Furthermore, the economic success of Gapuwiyak Arts Aboriginal Art centre, like many art centres contributes to the overall development of the community. The organisation reinvests its profits into community programs, infrastructure, and initiatives that support education, health, and cultural preservation. This holistic approach to economic sustainability ensures that the benefits of weaving extend beyond the individual artists, positively impacting the entire community and fostering long-term growth and resilience.
Preserving Cultural Heritage
Weaving is not just an art form for Yolngu weavers; it is a vital vehicle for preserving cultural heritage. Through the intricate patterns, traditional techniques, and stories embedded in their weavings, Yolngu weavers safeguard their ancestral knowledge and pass it on to future generations. The practice of weaving serves as a conduit for maintaining a deep connection with the land, spirituality, and the Dreaming—the foundation of Yolngu culture.
Gapuwiyak Arts plays an essential role in preserving and promoting the cultural heritage of Yolngu weaving. The organization offers mentorship programs, intergenerational workshops, and cultural exchanges that foster the transmission of traditional weaving techniques. By nurturing emerging talent and providing a supportive environment, Gapuwiyak Arts ensures that the art of weaving continues to thrive, evolve, and be cherished for generations to come.

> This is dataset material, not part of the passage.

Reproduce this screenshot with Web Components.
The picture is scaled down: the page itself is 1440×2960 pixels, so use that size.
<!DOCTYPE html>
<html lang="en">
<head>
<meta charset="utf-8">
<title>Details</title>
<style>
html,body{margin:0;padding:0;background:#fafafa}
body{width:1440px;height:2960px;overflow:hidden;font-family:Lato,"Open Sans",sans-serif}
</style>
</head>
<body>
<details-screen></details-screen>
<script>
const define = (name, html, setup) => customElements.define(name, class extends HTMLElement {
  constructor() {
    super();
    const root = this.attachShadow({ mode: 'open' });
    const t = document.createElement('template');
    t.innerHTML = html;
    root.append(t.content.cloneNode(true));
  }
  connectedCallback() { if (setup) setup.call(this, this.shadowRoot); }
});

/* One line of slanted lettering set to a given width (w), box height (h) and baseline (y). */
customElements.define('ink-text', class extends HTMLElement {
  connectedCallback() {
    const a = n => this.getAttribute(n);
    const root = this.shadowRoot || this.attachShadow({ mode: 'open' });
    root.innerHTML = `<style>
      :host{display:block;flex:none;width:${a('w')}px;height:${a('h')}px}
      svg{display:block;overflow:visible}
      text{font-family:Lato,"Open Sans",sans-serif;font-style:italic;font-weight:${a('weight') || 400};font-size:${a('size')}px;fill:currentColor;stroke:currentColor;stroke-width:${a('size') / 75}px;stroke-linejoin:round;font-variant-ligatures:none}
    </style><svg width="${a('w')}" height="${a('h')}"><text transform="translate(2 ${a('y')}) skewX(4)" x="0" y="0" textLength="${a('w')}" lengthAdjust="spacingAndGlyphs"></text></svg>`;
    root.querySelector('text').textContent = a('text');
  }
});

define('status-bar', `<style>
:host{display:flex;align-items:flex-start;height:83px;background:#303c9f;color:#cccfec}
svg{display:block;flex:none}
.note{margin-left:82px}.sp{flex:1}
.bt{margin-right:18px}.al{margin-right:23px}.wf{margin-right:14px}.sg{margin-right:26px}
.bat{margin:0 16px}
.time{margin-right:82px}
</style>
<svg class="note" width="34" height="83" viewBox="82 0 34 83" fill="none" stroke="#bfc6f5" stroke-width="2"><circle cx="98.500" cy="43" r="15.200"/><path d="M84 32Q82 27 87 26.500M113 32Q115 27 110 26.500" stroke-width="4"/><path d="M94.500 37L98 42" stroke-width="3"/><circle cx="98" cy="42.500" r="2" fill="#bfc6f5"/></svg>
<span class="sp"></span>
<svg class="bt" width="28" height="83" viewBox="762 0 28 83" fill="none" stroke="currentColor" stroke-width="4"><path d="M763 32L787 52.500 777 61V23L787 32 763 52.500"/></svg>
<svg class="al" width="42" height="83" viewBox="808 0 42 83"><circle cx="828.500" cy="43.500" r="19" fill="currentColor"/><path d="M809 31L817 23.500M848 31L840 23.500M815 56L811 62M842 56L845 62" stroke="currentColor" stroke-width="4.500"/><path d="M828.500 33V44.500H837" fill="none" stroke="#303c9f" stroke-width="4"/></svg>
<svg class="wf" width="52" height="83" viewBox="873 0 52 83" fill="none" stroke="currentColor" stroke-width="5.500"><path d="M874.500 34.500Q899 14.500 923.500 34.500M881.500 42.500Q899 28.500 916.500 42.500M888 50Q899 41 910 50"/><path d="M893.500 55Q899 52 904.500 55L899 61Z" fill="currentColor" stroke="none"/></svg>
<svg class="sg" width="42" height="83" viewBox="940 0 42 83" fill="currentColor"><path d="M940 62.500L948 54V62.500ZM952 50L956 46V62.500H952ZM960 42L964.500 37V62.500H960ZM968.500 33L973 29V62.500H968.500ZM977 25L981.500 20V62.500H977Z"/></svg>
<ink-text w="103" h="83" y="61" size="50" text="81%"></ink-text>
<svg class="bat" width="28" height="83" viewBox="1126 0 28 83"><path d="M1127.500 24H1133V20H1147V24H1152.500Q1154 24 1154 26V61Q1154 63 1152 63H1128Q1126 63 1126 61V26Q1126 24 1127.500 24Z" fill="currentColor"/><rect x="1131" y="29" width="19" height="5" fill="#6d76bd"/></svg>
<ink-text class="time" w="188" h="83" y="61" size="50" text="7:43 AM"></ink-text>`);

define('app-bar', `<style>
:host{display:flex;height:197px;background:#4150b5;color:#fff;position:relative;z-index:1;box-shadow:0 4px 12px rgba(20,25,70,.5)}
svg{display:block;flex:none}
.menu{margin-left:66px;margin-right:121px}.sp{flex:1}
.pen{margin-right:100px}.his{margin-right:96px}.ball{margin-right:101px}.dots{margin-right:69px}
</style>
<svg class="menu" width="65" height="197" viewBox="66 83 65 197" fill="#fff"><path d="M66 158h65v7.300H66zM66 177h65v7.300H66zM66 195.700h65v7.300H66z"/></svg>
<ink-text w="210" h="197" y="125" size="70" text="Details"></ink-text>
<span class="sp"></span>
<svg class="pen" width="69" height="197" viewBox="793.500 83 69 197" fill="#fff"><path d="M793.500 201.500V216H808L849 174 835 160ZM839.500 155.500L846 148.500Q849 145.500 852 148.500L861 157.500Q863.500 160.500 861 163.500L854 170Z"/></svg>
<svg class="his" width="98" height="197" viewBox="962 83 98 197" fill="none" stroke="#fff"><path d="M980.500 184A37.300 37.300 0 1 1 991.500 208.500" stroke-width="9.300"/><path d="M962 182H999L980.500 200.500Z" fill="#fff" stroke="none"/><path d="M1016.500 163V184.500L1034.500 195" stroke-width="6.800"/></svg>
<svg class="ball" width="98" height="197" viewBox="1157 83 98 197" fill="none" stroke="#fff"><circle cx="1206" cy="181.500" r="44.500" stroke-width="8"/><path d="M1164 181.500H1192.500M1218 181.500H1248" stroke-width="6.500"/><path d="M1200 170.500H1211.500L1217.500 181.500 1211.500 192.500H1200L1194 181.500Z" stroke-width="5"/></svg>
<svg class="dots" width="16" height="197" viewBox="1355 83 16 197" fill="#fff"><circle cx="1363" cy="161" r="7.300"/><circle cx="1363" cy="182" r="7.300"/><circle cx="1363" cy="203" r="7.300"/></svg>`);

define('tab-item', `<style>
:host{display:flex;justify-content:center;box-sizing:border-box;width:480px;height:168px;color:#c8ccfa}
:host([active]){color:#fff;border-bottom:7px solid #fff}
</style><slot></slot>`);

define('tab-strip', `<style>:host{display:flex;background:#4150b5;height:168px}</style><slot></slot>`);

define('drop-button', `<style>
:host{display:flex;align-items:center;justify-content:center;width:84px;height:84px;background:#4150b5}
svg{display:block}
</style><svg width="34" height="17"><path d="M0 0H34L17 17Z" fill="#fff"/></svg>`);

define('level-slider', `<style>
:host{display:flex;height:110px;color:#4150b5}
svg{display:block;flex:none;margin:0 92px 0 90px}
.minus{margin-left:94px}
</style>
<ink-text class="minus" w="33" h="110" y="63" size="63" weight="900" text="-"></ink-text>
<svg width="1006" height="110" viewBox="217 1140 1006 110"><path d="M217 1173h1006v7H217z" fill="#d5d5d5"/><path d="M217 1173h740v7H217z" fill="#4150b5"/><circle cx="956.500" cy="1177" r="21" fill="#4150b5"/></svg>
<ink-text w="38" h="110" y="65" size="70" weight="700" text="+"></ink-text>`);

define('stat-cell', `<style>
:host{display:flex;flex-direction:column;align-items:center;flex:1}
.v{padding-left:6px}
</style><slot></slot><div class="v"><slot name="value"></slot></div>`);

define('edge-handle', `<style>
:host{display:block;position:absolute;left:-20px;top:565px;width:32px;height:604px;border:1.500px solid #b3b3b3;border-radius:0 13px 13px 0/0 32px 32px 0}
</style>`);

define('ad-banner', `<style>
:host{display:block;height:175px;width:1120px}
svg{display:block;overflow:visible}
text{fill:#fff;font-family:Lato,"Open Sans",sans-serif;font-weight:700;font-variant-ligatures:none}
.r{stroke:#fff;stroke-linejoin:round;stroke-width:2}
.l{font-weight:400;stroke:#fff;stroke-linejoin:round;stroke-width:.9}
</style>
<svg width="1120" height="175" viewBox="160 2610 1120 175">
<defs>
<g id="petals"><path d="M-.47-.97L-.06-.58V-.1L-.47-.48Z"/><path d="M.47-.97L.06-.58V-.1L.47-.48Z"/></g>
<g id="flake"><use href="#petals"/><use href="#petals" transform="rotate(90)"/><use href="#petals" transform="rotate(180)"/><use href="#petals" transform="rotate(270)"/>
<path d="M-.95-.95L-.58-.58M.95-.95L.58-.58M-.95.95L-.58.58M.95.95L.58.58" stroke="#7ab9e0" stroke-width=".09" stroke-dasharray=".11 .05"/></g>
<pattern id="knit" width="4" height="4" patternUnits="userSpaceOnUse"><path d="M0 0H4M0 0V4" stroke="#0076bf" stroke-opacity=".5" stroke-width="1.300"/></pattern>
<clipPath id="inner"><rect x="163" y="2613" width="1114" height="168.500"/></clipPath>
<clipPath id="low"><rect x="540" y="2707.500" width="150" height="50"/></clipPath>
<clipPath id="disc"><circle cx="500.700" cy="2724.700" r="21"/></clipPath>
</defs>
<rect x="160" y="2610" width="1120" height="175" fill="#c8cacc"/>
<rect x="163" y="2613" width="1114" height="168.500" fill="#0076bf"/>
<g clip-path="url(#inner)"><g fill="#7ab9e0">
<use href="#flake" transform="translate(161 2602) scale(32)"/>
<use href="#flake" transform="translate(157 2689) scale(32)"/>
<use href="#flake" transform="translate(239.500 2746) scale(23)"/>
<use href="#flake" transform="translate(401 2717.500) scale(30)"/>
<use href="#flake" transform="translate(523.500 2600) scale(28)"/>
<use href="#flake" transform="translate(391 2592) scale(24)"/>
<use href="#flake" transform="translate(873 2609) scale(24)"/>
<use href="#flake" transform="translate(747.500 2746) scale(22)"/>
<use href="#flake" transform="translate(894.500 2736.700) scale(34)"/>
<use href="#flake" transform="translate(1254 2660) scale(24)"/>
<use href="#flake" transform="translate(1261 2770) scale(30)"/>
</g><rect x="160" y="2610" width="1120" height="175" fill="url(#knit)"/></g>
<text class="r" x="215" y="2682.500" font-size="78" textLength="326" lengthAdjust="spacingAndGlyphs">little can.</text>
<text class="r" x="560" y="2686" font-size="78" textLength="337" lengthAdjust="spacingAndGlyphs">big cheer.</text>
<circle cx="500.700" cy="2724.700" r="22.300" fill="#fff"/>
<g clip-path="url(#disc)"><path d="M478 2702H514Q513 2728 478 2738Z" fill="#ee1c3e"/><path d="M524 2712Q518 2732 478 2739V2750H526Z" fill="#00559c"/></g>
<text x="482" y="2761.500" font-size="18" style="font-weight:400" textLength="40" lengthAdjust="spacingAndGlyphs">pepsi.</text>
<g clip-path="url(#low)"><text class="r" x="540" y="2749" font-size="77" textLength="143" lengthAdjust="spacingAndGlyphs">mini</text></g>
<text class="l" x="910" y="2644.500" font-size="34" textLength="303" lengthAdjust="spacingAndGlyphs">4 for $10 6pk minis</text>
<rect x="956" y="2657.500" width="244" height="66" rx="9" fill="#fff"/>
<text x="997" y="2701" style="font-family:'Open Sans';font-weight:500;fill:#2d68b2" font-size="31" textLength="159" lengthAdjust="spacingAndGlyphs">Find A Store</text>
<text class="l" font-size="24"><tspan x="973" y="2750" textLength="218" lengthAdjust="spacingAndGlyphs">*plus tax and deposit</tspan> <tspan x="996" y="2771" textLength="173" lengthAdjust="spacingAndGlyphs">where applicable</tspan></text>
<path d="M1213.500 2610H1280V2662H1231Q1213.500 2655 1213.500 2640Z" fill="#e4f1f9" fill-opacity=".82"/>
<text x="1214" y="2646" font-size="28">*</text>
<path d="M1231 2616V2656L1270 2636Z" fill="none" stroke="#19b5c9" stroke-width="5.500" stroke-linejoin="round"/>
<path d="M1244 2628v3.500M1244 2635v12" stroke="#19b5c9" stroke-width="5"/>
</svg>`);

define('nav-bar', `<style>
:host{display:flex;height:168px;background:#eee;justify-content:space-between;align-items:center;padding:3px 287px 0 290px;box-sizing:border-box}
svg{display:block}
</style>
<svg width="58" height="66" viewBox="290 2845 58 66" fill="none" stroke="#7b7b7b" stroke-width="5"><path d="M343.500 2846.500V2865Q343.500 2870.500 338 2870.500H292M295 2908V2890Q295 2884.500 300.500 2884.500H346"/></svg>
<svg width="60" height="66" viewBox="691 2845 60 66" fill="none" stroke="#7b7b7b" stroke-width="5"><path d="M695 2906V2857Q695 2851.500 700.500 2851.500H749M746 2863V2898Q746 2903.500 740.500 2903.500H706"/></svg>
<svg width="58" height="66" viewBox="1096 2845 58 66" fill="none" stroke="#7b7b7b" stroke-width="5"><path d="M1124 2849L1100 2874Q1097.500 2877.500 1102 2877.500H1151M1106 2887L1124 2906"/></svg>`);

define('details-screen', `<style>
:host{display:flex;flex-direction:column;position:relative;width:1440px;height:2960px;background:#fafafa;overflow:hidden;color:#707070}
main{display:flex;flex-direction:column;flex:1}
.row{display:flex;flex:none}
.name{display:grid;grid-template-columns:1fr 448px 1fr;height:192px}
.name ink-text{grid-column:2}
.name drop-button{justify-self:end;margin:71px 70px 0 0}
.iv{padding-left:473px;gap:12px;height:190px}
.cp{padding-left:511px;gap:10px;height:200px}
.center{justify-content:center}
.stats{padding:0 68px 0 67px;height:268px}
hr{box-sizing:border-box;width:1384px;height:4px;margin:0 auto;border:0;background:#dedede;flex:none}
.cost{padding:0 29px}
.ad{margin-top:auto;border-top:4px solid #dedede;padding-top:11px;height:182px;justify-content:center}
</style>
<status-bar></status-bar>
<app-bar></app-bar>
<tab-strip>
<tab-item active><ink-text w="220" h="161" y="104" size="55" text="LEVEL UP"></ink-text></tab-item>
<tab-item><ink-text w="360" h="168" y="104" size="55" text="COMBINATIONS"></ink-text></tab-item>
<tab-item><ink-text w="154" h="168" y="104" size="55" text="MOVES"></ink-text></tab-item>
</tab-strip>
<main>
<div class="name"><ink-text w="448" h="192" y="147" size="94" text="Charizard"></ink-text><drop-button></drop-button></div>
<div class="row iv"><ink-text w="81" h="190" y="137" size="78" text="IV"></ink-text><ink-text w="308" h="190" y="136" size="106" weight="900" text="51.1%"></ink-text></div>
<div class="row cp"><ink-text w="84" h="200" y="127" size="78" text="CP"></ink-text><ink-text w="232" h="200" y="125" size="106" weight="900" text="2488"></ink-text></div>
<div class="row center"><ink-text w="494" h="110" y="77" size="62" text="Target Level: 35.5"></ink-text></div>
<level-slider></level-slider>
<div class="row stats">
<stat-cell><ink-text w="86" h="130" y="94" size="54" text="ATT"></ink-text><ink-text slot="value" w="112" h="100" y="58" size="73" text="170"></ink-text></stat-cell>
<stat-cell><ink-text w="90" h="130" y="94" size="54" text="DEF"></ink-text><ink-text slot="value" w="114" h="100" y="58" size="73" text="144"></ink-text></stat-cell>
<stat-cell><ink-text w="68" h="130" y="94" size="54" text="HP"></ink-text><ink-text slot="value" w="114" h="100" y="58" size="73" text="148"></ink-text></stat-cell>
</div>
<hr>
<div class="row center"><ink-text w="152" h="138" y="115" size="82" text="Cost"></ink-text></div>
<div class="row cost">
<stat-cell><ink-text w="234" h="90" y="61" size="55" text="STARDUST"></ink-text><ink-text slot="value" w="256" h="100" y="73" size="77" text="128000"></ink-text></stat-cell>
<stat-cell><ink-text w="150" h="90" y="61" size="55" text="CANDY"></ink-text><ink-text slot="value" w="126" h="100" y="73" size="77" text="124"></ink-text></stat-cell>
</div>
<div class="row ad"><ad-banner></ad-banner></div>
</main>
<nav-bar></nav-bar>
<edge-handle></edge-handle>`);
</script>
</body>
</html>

Weaving in Gapuwiyak Arts represents a profound intersection of art, culture, economic sustainability, and heritage preservation. The meticulous processes involved in gathering materials, designing patterns, mastering techniques, and natural dying bring forth breathtaking works of art that encapsulate the essence of Yolngu culture. Through the empowerment and economic opportunities provided by Gapuwiyak Arts, Yolngu weavers can create sustainable livelihoods while maintaining their ancestral practices.